* Exercise: Give every line from the entries that contains "document".

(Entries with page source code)
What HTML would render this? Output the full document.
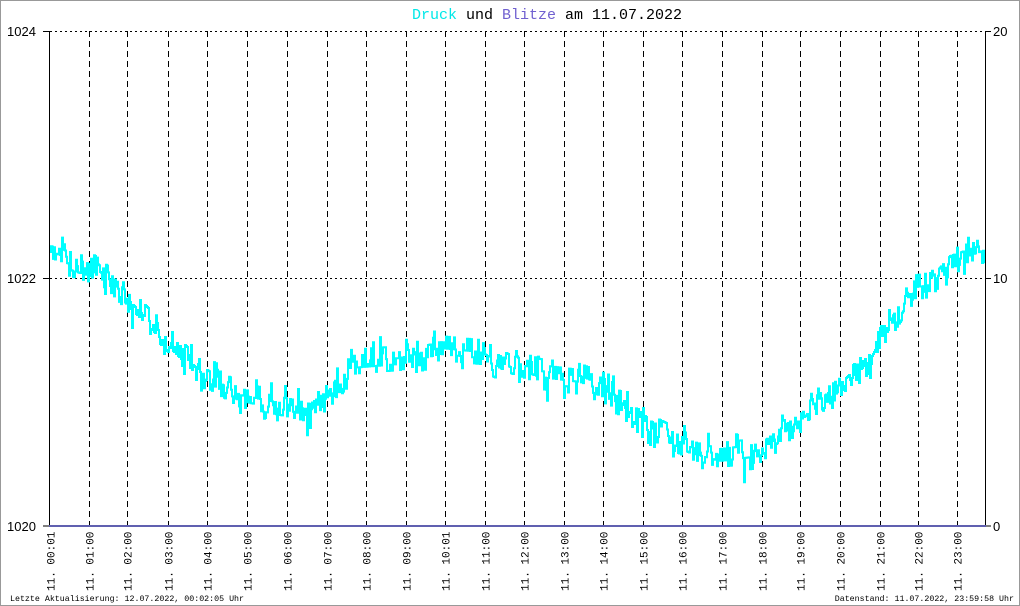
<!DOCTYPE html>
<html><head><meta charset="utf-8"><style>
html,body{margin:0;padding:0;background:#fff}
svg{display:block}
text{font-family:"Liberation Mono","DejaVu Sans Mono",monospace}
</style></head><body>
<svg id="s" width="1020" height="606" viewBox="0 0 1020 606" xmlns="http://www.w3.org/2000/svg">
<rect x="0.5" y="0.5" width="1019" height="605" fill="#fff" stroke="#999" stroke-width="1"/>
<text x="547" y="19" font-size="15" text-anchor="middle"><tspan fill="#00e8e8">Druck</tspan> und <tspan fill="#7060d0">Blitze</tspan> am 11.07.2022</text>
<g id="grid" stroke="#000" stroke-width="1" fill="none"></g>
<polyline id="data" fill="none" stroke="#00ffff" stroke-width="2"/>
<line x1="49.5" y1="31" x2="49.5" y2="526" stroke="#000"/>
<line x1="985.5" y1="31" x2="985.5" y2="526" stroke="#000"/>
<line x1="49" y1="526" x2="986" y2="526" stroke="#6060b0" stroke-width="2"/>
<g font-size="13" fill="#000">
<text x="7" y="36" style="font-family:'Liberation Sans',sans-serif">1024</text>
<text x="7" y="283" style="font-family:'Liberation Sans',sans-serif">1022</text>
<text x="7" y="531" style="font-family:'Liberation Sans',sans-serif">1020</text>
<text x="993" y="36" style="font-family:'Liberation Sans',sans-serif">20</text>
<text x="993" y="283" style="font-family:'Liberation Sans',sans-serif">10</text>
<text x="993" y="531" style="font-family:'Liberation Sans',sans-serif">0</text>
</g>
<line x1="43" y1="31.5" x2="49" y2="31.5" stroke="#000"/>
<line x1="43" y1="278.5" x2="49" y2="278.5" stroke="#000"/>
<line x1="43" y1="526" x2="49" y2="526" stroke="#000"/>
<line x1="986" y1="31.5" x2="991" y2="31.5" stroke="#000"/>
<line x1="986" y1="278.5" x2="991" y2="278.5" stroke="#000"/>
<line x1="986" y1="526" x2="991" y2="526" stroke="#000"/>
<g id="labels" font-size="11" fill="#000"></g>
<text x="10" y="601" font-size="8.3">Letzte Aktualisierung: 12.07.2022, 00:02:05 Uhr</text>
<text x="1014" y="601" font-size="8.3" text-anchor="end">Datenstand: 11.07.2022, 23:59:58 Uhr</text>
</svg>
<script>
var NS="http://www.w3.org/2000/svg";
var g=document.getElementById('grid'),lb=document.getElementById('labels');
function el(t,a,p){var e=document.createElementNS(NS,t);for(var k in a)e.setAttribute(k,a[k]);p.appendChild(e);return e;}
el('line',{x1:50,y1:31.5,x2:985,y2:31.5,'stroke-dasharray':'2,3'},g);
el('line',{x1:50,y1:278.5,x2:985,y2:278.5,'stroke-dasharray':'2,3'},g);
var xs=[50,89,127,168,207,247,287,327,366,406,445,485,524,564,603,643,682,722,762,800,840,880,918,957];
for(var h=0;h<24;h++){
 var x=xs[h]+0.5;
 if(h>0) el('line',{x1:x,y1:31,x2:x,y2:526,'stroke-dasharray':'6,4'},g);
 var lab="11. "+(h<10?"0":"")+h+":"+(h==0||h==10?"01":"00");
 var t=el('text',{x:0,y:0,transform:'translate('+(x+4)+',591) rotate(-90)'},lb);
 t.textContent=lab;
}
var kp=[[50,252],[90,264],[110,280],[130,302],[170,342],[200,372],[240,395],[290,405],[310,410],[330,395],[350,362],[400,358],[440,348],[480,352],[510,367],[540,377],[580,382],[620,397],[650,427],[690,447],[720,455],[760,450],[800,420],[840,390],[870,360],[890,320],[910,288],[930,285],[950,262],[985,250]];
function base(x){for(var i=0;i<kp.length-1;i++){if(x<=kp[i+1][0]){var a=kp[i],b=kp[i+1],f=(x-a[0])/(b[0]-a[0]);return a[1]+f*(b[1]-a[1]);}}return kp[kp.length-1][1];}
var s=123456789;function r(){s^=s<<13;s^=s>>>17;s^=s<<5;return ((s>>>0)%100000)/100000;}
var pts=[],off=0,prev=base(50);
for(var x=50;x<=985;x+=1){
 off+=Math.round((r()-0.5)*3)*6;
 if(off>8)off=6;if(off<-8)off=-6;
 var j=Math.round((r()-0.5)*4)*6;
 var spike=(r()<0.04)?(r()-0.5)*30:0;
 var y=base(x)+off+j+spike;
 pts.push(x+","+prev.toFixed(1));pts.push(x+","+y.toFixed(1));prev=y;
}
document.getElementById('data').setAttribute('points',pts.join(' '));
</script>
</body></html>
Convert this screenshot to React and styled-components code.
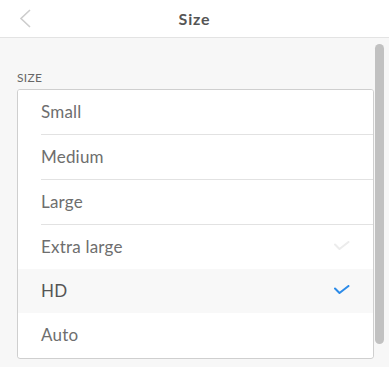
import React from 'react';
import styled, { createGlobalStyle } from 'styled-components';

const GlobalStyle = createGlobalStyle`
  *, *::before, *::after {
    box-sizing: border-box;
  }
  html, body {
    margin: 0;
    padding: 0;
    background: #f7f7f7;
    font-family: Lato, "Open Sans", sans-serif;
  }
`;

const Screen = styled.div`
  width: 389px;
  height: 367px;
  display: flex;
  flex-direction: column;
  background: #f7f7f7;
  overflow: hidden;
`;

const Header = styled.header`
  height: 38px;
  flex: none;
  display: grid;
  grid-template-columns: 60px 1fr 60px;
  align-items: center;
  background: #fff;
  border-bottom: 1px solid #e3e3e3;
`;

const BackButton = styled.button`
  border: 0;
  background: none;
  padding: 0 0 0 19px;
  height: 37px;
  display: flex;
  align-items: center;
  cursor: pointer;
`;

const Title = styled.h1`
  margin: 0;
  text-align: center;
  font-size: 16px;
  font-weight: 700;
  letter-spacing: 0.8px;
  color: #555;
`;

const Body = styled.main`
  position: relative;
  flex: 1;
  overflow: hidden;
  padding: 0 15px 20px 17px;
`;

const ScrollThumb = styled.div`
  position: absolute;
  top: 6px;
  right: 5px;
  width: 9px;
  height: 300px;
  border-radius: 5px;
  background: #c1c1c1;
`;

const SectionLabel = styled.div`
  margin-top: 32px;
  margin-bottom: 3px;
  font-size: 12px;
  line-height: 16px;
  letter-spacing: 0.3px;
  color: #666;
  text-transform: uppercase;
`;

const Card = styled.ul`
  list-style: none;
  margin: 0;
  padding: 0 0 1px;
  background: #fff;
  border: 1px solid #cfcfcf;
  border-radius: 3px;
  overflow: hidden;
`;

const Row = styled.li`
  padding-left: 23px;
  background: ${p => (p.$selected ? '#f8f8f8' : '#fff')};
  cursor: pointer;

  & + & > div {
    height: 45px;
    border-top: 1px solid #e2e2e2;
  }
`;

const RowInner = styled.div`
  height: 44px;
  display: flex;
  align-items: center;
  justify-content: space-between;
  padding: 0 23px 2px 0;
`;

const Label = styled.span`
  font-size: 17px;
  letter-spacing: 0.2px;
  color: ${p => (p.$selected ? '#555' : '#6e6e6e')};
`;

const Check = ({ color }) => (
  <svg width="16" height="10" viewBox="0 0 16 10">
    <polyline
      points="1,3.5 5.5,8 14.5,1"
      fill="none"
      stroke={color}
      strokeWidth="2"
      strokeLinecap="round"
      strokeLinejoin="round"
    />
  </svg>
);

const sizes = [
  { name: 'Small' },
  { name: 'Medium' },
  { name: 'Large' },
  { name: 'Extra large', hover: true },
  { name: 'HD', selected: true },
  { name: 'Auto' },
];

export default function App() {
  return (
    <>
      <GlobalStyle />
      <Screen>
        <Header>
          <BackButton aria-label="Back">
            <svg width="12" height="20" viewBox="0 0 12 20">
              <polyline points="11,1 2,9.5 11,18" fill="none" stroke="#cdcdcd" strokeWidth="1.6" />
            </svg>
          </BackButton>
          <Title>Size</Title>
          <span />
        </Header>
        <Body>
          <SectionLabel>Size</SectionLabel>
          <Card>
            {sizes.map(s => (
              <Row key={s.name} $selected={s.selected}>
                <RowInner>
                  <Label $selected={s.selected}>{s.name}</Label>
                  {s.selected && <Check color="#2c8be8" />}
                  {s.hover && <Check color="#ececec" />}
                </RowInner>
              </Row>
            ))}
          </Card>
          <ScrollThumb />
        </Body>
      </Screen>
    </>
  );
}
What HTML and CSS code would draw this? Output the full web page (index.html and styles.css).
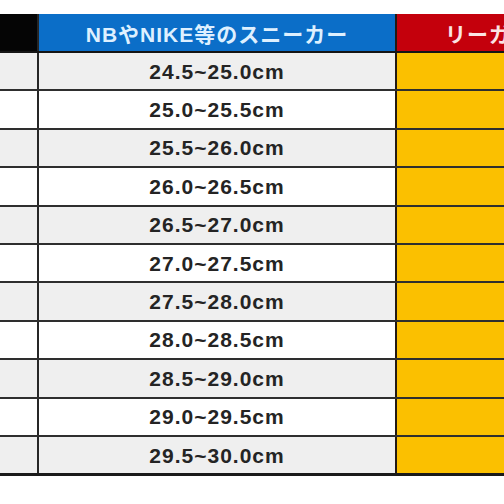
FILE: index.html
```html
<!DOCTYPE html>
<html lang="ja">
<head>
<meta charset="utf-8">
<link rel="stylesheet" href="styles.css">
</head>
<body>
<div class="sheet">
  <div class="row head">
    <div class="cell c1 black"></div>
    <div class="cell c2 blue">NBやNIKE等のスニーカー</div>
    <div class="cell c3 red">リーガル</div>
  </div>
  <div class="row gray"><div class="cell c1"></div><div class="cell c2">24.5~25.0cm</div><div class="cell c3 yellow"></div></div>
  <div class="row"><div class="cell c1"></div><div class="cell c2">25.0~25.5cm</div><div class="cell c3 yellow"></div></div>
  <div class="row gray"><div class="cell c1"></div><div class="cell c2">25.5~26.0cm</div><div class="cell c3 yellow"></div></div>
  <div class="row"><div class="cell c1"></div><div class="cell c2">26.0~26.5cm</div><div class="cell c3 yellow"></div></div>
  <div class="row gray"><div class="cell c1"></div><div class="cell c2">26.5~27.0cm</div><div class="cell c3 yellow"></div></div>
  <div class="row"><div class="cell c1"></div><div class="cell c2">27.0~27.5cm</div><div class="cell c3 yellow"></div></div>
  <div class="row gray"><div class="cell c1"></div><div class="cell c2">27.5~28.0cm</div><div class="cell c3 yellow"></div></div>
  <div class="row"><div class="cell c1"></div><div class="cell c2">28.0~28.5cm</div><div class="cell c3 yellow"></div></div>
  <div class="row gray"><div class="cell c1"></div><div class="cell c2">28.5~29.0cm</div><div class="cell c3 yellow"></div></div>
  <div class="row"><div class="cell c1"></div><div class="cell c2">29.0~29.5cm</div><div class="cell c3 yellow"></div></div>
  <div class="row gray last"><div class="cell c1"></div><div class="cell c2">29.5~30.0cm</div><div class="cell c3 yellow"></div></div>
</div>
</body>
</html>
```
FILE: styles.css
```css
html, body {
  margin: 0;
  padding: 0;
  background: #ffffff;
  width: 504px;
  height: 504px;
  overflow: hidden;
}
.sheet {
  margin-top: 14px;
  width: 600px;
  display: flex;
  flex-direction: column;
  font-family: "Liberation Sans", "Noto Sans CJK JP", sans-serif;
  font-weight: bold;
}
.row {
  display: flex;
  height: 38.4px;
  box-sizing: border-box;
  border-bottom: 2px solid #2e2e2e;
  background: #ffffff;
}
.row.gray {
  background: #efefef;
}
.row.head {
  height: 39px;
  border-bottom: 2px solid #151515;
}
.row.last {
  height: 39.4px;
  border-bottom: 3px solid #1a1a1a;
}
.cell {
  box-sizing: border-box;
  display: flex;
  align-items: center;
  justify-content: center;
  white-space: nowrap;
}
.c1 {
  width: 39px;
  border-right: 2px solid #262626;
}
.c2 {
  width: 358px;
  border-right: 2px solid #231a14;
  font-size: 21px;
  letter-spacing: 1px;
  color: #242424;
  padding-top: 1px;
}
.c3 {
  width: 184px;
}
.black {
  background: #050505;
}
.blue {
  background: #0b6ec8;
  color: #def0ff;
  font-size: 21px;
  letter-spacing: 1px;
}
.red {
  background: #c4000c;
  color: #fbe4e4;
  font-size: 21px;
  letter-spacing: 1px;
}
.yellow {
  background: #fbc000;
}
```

* Answer to the task:
What HTML would render this? Output the full document.
var g=document.getElementById('grid'),lb=document.getElementById('labels');
function el(t,a,p){var e=document.createElementNS(NS,t);for(var k in a)e.setAttribute(k,a[k]);p.appendChild(e);return e;}
document.getElementById('data').setAttribute('points',pts.join(' '));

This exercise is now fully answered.